FullaBella's Journal, 07 February 2013

Thursday, right?

You know, if the Mayor of Gotham city can send up a signal when he needs Batman then surely OUR Mayor can do something similar with the days of the week. Wouldn't it be great to look up and see the day of the week posted? Then again they'd probably have to sell some freaking ads in order to pay for that and the sky would be full of commercials. Oh well.

So three things (so far) this morning.

First, my acne finally cleared up about a week ago. I know, stop rolling your eyes and wondering if I understand how puberty works. I've had these two constant embarrassing age defying facial cleansing program defeating zits on my left cheek for YEARS that would never heal or go away. I even stopped wearing makeup and thought a couple of times I was going to take the whole top layer of skin off my face scrubbing it.

I'd actually been disappointed that the change in diet and increase in water didn't yield any progress after even after five months so the only thing I can actually attribute it to 'now' is either the change in diet finally kicked in a necessary hormone OR the fact that I eliminated 'processed' grains (baked bagel chips, pretzel crisps and cornbread bites) about two weeks and that was the underlying cause and cure. Either way, color me pleased. Pleased and zit free for the first time this decade.

Second, the scale is now sitting on a chair in the laundry room. I'd been considering moving my 'weigh in' to weekly instead of hourly for days now and finally decided to do it after Joy & Doubt squared off this morning. The silly conversation that served as the catalyst for this decision went something like this:

"Wow - is that 207 or 206?"
'Does it really matter? A loss is a loss.'

"Sure it Matters!

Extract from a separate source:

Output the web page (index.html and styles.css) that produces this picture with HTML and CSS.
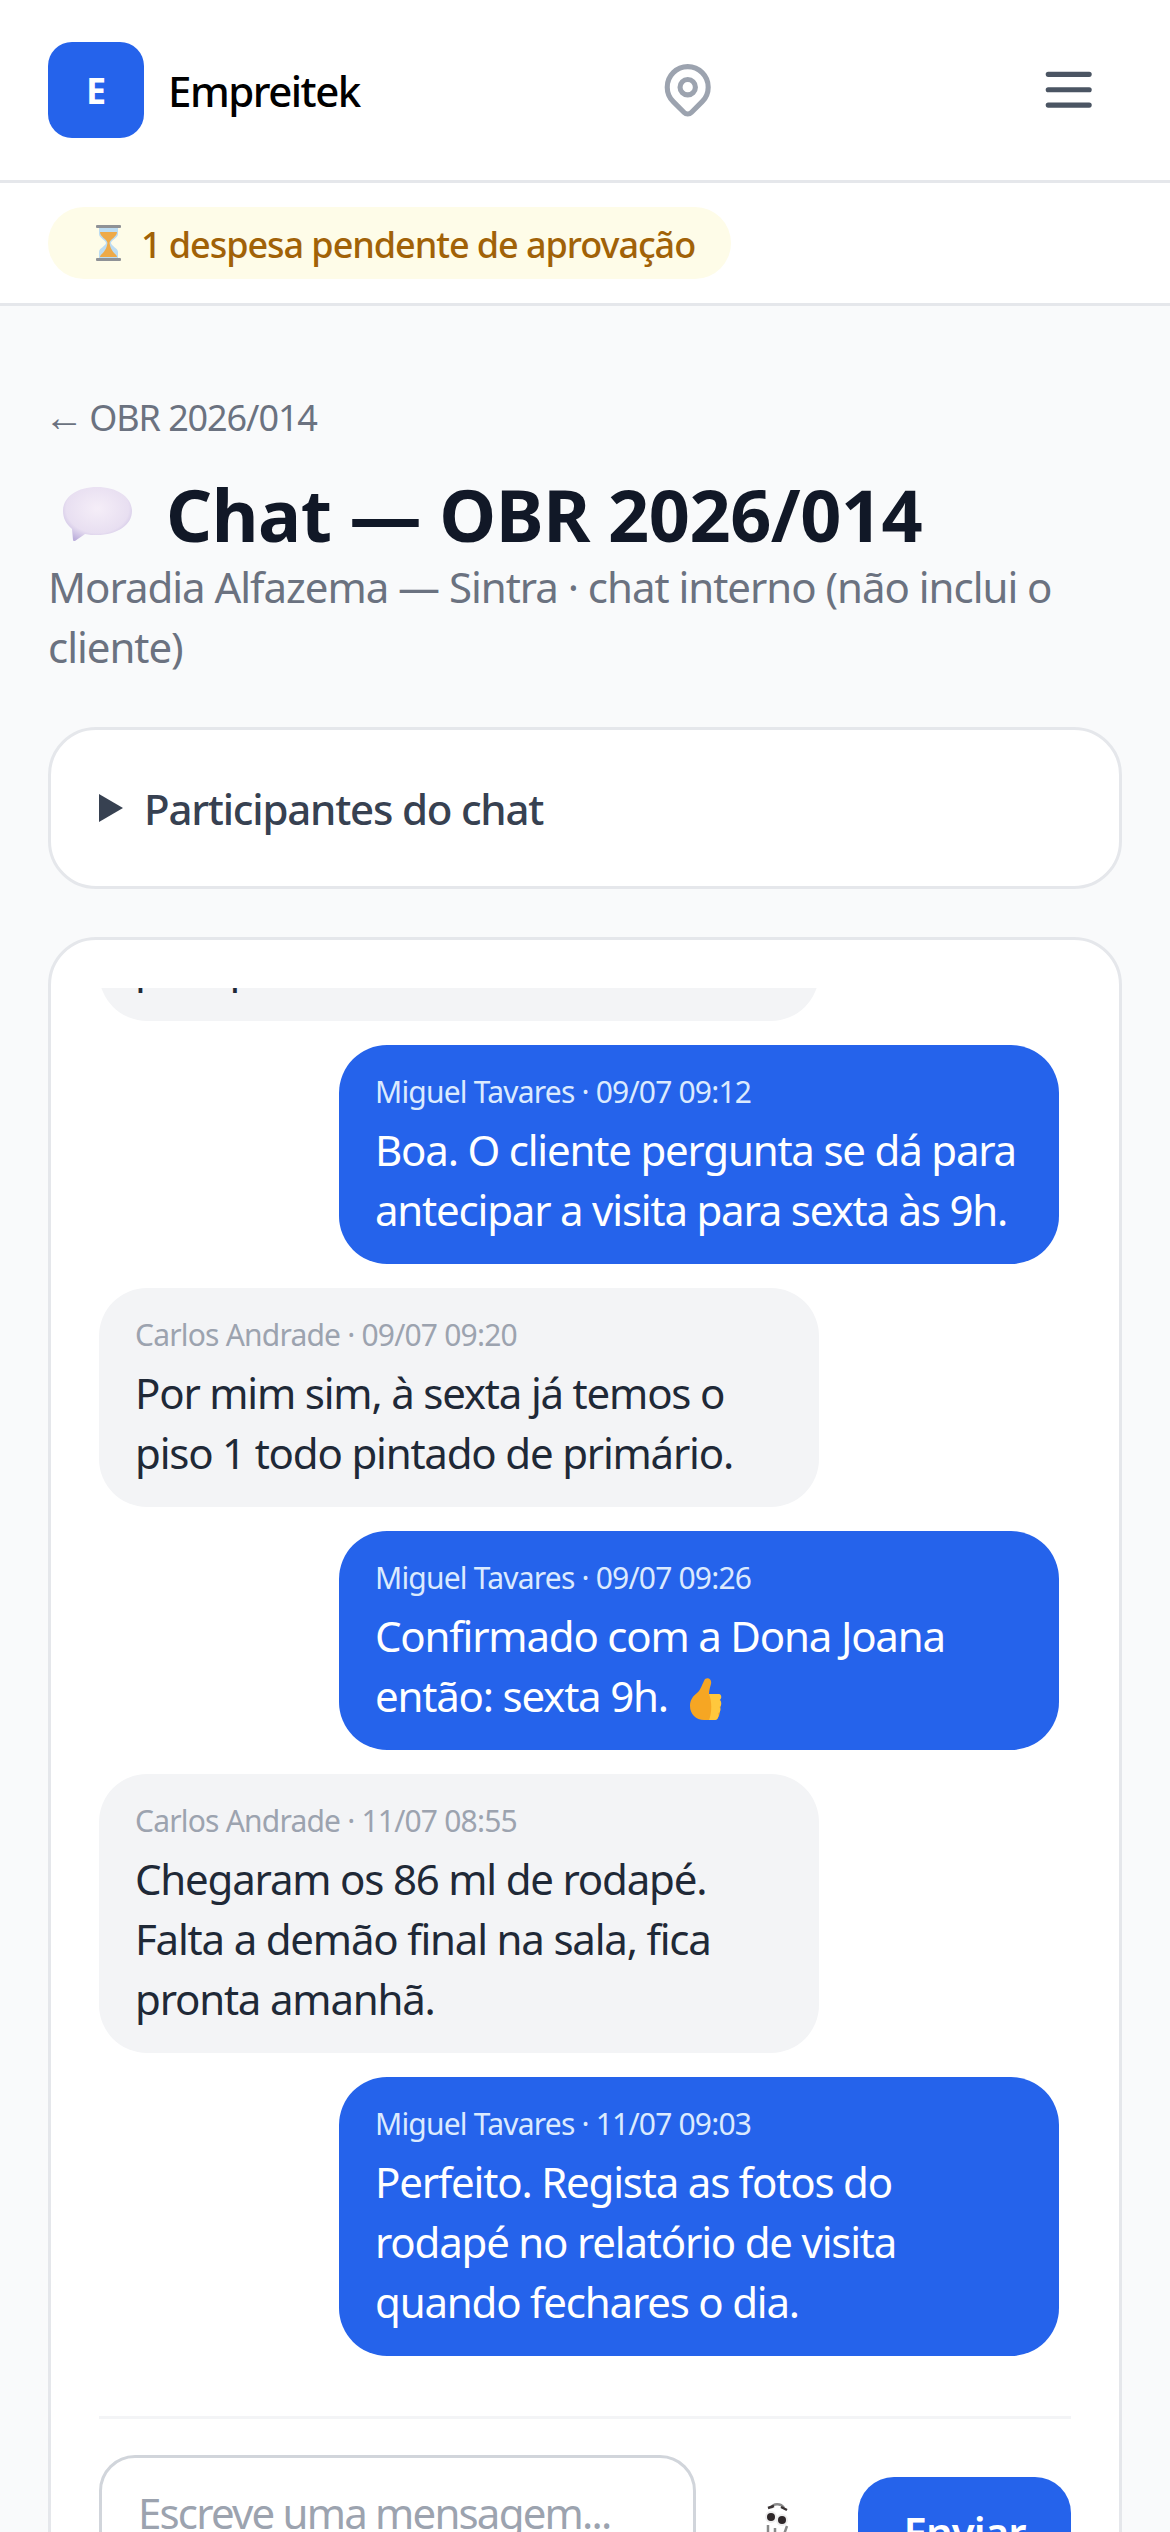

A pound is very important.'
'Yeah, well, if it were that important to you, you'd have stopped eating those homemade kale chips yesterday after the first bite when you discovered you'd made them too salty.'

"Oh, so you think it would have could have may have been even 205 if I hadn't eaten that... wow... darn..."
'You're making me nuts again.'

So if you heard and wondered about that sonic boom this morning it was Logic grabbing the scale with a GAAAAAAAAHHH screech: "That's it, you too are driving ME crazy and I've had enough. No more daily weigh ins! Stay the course, record your food, make good choices and drink your water!"

So I put the scale up on a chair so that I won't be tempted to step in there a dozen times a day under the guise of 'doing laundry' or every time I take the furbaby outside to potty. Yay me.. bring on the sanity.

Staring at the now vacant spot in front of my little bathroom statue I had a moment of anxiety and considered putting Olive down there (my new palm plant) but no, deep breaths, I'll be fine.

Third: I'm not sure if I'll ever achieve real sanity. Maybe it's because "Frasier" is on in the living room as I go about my morning errands but this is when I do most of my self reflection and analytical thinking. This morning I was thinking about my recent plant purchases. A palm and a terrarium. The palm is very pretty but also prickly. The terrarium is self contained and other than the occasional watering only requires me to open the lid now and then. Both came with label 'requires minimal attention'.

So at first I concluded, "Oh great, I've chosen two plants that for all intensive purposes represent the height of existentialism," as I've always considered that a one size fits all label for prickly isolated people devoid of any warmth or dependence on others. This on the heels of my 'I hate to be hugged' journal the other day seemed to be something worthy of a Freudian field day. But then I read about more about it and though arrived at no solid real conclusion I feel the end result was 'good' that I'm paying more attention to my choices - food and otherwise.

Anyway - that's about it. Yes, I buried the whole 'I lost either 3-4 pounds' in all of this because I am trying to make the next six months of this process more about mental and emotional growth than the needle on a scale. I think if I stop trying to figure out my universe based one one little 'dial' and start looking at the big picture I may be able to get some real work done.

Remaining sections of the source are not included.